▶ _What is needed_
Pull every line that holds the word "screenshot" from the entries.

──────── The records ────────

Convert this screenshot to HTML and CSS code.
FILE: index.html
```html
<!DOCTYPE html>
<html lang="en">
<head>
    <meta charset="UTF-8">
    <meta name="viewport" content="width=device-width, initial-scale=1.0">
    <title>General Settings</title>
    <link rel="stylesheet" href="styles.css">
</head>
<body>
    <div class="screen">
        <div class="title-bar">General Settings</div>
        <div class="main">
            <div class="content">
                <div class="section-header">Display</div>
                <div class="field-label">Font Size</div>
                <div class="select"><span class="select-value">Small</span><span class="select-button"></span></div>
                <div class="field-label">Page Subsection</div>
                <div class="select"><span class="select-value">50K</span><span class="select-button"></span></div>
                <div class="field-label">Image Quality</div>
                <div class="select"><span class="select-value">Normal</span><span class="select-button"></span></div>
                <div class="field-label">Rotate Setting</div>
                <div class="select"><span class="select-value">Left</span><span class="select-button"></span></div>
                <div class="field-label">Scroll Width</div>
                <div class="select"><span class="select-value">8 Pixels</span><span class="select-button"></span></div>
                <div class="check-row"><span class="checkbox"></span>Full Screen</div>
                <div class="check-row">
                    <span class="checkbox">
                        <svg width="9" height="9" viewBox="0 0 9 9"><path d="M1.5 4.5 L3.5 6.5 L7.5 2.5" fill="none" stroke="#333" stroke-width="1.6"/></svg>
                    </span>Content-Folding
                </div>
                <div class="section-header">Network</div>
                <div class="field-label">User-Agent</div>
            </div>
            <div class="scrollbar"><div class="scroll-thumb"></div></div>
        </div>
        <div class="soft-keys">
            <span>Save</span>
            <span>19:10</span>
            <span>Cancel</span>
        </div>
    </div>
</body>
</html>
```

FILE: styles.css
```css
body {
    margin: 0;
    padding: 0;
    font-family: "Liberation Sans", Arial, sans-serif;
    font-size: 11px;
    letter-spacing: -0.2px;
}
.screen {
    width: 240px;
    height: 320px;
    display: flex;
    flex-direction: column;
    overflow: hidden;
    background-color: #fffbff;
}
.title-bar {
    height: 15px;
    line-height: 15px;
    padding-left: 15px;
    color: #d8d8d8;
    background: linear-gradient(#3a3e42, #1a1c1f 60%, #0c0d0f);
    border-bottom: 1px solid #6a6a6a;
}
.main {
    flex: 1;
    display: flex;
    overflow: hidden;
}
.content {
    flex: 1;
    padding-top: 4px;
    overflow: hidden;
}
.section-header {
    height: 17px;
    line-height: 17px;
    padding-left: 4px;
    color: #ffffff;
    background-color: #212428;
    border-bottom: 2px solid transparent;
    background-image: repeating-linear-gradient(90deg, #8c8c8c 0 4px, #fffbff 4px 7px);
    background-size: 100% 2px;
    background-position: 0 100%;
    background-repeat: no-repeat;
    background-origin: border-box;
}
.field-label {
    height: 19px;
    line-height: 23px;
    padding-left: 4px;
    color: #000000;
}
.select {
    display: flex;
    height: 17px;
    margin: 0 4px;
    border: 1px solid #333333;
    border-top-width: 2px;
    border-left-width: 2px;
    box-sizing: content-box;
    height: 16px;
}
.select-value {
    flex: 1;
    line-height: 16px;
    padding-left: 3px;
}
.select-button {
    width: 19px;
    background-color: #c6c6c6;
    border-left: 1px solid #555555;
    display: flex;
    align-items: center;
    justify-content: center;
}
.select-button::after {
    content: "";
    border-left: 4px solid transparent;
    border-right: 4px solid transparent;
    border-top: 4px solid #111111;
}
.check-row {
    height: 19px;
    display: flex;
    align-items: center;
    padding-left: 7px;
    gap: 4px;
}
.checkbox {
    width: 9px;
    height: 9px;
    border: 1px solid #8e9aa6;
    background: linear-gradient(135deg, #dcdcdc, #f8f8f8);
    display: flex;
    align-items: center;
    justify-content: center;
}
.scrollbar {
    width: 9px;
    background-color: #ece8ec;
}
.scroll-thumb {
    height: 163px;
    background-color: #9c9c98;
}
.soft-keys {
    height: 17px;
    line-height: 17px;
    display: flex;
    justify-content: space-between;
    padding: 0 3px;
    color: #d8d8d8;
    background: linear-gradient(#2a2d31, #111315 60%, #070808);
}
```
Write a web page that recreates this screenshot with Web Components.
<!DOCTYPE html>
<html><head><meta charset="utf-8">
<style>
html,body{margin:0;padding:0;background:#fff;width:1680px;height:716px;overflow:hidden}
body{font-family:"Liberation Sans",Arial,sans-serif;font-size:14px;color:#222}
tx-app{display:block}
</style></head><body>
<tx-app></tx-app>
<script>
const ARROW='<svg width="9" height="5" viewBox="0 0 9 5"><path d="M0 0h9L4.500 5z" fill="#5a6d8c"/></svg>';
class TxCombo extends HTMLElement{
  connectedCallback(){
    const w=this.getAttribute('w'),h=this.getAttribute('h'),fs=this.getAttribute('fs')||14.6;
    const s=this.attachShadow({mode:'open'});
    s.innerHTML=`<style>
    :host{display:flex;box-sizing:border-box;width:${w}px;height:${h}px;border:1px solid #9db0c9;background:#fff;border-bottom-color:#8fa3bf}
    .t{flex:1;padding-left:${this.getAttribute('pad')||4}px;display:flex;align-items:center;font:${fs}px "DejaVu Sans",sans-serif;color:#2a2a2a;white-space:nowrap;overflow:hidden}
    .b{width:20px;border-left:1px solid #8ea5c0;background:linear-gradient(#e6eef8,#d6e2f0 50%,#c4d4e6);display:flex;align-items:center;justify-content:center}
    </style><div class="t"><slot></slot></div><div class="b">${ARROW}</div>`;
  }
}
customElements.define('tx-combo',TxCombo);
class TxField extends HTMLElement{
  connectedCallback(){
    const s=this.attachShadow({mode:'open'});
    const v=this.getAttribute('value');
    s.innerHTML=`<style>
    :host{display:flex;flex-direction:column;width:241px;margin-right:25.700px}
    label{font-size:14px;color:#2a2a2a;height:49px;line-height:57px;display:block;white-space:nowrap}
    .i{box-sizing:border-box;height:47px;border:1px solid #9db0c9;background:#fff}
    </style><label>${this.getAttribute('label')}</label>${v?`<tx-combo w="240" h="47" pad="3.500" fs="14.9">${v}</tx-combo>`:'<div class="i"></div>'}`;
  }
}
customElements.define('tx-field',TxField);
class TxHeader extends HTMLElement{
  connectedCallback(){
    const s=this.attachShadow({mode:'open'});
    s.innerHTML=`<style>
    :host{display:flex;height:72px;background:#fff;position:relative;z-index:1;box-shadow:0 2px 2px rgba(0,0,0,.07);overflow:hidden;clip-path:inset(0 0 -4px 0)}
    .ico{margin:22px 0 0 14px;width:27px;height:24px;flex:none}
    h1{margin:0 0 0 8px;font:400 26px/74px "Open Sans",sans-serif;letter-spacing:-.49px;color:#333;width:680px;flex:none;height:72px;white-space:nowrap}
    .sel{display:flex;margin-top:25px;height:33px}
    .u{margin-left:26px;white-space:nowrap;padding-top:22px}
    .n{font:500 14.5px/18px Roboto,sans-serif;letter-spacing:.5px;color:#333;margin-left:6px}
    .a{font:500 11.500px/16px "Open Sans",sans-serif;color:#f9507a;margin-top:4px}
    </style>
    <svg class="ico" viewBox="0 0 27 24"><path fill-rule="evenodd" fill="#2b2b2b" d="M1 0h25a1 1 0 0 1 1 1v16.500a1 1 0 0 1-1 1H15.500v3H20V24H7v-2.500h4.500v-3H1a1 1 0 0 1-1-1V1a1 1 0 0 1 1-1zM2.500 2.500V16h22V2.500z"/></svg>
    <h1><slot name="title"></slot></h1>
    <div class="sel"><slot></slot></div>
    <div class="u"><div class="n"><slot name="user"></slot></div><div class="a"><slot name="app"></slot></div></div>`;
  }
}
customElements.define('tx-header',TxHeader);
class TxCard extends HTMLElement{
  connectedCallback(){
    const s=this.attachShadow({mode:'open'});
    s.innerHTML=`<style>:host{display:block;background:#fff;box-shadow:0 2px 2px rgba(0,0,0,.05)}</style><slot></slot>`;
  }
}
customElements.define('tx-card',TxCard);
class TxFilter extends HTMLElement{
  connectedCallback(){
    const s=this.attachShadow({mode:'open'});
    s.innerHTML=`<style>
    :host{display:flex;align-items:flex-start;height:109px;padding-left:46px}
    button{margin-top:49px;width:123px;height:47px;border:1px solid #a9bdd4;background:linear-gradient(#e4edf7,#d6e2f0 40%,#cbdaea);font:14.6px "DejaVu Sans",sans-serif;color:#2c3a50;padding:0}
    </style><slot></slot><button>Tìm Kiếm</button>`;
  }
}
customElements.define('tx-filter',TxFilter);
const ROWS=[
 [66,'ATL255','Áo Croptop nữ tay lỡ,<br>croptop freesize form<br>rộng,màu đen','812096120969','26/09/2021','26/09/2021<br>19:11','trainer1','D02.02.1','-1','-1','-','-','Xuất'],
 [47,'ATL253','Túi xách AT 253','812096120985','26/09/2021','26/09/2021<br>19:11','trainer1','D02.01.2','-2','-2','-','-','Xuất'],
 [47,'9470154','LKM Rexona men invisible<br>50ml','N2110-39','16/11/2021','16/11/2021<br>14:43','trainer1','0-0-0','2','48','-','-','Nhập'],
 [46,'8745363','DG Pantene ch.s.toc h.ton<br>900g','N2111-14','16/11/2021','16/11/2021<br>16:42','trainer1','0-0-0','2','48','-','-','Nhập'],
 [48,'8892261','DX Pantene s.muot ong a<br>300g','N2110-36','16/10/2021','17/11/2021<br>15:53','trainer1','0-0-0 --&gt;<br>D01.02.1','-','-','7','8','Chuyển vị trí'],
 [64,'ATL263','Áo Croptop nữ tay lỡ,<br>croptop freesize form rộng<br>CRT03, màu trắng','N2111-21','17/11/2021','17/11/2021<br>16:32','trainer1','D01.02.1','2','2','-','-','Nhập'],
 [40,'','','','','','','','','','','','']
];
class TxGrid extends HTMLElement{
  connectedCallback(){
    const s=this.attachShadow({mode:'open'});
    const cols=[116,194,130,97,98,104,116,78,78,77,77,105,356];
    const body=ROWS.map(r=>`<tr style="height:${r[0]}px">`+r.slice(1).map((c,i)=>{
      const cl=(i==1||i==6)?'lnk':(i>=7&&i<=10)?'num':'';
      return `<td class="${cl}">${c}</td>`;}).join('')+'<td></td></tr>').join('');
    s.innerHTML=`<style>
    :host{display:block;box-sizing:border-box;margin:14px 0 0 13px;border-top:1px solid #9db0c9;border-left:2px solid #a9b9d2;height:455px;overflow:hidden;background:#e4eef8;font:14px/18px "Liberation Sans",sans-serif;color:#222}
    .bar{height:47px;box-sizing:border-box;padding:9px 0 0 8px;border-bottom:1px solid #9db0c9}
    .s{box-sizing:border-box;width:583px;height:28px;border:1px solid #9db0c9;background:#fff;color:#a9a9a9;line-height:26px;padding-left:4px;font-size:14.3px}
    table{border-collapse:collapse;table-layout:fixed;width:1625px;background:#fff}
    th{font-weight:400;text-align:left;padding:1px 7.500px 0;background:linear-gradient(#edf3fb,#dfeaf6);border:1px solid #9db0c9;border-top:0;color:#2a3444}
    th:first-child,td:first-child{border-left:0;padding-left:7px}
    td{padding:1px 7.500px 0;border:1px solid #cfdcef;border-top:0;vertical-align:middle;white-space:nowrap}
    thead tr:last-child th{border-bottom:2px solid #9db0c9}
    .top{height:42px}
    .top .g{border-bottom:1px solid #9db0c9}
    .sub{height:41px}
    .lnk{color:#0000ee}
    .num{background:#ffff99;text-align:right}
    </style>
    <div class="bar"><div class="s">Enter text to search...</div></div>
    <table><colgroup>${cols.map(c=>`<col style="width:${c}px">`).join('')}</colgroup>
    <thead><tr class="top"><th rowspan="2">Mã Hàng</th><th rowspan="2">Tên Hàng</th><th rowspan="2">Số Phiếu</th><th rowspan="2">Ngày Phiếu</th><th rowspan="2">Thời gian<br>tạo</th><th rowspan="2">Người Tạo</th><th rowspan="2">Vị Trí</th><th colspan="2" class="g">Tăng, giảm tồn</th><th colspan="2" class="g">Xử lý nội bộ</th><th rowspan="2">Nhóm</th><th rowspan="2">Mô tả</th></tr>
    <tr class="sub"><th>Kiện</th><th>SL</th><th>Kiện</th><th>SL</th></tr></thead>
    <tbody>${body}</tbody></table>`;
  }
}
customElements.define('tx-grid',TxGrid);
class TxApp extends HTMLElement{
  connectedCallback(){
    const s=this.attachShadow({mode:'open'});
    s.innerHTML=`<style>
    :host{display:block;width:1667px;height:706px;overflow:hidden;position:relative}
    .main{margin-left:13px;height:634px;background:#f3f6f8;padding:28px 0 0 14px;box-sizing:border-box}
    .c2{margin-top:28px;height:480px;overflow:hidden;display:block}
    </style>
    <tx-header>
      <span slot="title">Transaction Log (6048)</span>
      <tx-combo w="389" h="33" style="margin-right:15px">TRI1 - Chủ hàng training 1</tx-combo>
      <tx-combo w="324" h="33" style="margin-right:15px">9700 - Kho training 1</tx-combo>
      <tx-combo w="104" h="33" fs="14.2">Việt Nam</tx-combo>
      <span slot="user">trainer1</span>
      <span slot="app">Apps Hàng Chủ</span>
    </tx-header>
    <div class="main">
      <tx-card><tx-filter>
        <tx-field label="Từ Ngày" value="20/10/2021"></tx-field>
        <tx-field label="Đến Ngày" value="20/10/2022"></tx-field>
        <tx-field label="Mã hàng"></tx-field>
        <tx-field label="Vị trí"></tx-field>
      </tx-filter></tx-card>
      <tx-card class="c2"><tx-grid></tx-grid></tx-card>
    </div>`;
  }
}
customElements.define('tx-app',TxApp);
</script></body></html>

────────

▶ _Output below_
Convert this screenshot to HTML and CSS code.
Write a web page that recreates this screenshot with Web Components.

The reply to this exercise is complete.